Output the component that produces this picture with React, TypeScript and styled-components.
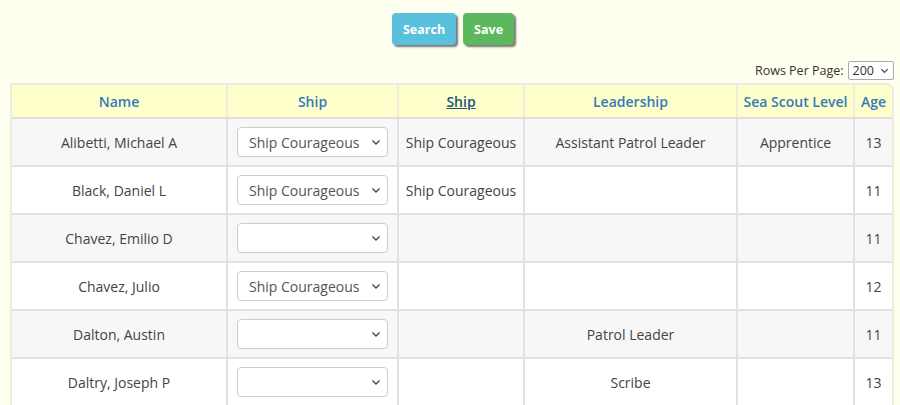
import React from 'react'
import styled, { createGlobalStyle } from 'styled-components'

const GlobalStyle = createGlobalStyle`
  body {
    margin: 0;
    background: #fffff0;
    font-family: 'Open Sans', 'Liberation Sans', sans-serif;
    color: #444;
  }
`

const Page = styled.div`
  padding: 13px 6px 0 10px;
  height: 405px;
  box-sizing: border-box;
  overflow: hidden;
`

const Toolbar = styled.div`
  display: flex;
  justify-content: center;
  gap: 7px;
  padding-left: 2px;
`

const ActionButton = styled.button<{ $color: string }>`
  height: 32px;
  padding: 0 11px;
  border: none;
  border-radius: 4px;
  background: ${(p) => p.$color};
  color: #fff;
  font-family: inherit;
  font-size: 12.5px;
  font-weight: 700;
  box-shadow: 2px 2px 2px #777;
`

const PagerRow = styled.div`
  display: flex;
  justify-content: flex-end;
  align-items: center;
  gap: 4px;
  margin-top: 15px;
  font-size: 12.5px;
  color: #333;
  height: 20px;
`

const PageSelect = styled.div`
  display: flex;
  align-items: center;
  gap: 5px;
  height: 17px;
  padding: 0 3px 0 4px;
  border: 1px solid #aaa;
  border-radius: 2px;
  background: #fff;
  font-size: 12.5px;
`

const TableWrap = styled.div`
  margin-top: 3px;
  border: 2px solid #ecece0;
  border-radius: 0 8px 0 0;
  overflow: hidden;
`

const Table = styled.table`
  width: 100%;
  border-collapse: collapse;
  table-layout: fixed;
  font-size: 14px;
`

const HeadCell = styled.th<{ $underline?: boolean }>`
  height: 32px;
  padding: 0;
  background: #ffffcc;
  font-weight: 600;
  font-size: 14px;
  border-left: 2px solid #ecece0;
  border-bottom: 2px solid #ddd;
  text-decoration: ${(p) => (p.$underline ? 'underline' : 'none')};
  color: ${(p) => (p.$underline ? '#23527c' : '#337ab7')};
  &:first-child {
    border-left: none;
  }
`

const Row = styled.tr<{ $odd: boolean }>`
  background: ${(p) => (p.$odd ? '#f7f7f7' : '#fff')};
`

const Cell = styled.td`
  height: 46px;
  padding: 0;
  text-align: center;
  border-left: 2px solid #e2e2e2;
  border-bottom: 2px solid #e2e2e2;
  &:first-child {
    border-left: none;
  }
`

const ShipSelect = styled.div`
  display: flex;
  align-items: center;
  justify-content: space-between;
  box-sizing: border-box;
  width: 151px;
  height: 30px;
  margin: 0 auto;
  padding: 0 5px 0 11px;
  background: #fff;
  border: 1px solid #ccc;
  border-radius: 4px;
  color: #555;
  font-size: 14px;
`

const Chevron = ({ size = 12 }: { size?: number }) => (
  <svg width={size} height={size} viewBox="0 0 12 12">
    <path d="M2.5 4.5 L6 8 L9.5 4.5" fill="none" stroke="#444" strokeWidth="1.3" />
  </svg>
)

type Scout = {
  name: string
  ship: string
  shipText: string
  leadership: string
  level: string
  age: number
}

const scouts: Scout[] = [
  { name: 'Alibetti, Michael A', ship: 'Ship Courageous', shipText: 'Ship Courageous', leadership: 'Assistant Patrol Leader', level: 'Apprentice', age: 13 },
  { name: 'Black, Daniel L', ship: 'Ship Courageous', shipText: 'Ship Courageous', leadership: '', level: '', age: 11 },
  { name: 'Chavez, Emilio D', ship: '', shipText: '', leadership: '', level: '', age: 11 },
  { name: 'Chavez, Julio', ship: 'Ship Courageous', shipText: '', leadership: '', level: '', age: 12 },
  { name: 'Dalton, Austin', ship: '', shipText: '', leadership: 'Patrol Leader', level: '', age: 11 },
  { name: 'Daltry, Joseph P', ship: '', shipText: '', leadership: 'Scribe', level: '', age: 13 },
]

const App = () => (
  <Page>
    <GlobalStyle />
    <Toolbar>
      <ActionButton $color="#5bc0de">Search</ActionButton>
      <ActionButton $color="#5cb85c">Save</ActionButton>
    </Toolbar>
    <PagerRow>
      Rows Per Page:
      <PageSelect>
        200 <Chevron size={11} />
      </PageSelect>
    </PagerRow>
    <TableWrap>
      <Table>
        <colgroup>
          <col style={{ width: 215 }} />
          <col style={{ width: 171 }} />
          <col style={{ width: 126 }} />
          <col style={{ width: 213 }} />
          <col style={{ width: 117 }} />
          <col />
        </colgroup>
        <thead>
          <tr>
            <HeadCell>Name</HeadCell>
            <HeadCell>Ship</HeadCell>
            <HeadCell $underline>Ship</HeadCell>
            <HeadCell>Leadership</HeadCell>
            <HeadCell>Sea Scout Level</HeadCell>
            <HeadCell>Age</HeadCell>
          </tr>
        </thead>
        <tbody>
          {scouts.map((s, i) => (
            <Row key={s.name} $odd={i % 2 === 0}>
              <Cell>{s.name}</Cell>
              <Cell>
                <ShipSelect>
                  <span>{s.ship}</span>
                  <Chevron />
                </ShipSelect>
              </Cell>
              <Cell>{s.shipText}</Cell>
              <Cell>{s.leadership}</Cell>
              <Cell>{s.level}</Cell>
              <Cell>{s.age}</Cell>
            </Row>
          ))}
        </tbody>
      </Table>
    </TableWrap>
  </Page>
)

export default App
+++
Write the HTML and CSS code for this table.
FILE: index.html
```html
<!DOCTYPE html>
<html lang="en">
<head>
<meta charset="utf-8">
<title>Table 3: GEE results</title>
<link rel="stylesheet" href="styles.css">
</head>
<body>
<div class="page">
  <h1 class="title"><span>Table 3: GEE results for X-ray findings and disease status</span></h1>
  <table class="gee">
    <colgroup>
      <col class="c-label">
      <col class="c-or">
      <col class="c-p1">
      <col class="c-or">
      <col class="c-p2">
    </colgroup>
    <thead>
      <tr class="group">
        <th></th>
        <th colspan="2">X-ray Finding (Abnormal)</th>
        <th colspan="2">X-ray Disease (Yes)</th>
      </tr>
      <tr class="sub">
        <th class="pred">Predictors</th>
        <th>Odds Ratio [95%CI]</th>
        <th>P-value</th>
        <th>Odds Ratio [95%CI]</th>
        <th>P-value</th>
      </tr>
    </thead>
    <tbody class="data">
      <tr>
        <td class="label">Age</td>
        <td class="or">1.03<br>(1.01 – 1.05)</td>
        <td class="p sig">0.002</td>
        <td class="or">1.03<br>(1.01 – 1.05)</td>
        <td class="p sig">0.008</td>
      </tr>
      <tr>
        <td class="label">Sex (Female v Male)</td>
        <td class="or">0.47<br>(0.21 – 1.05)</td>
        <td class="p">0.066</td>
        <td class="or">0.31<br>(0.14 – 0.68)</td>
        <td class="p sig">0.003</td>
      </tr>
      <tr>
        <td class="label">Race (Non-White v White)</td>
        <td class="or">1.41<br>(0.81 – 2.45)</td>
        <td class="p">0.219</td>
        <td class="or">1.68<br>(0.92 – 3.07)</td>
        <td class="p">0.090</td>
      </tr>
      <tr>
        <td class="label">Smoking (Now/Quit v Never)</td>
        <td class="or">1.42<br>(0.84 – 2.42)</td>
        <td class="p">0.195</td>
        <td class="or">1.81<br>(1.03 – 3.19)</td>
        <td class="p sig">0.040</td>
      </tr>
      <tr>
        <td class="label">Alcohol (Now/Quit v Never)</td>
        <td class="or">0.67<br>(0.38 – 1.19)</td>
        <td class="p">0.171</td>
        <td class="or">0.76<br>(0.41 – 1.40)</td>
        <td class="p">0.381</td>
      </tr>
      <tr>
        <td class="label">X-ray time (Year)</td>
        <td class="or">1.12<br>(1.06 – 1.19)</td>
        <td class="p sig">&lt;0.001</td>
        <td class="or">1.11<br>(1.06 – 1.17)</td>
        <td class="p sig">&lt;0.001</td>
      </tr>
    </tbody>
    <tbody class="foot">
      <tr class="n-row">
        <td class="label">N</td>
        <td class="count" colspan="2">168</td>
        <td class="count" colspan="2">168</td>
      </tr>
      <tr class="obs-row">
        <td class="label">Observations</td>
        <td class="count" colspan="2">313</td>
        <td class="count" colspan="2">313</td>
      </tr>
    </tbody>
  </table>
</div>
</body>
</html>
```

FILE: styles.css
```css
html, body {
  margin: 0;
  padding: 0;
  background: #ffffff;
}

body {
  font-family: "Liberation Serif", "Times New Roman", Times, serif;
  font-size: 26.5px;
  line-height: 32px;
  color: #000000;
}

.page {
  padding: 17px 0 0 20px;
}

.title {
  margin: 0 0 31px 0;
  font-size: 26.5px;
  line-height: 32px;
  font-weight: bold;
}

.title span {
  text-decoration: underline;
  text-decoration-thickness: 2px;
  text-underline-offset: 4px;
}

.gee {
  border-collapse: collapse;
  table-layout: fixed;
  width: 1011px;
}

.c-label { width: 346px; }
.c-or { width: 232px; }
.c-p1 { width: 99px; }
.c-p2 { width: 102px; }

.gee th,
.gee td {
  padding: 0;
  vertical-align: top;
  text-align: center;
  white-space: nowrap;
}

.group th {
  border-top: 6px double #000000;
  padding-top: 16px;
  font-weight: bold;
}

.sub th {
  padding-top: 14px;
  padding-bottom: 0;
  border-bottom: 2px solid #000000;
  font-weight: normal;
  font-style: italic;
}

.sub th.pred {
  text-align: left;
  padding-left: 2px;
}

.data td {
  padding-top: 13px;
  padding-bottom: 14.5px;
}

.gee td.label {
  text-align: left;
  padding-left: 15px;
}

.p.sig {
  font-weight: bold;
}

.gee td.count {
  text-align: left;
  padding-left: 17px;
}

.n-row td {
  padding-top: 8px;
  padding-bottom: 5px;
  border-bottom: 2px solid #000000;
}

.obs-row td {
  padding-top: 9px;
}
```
+++
Challenge -> Find the string "React" in the listing and return every line that holds it.

Reply to the exercise ->
Output the component that produces this picture with React, TypeScript and styled-components.
import React from 'react'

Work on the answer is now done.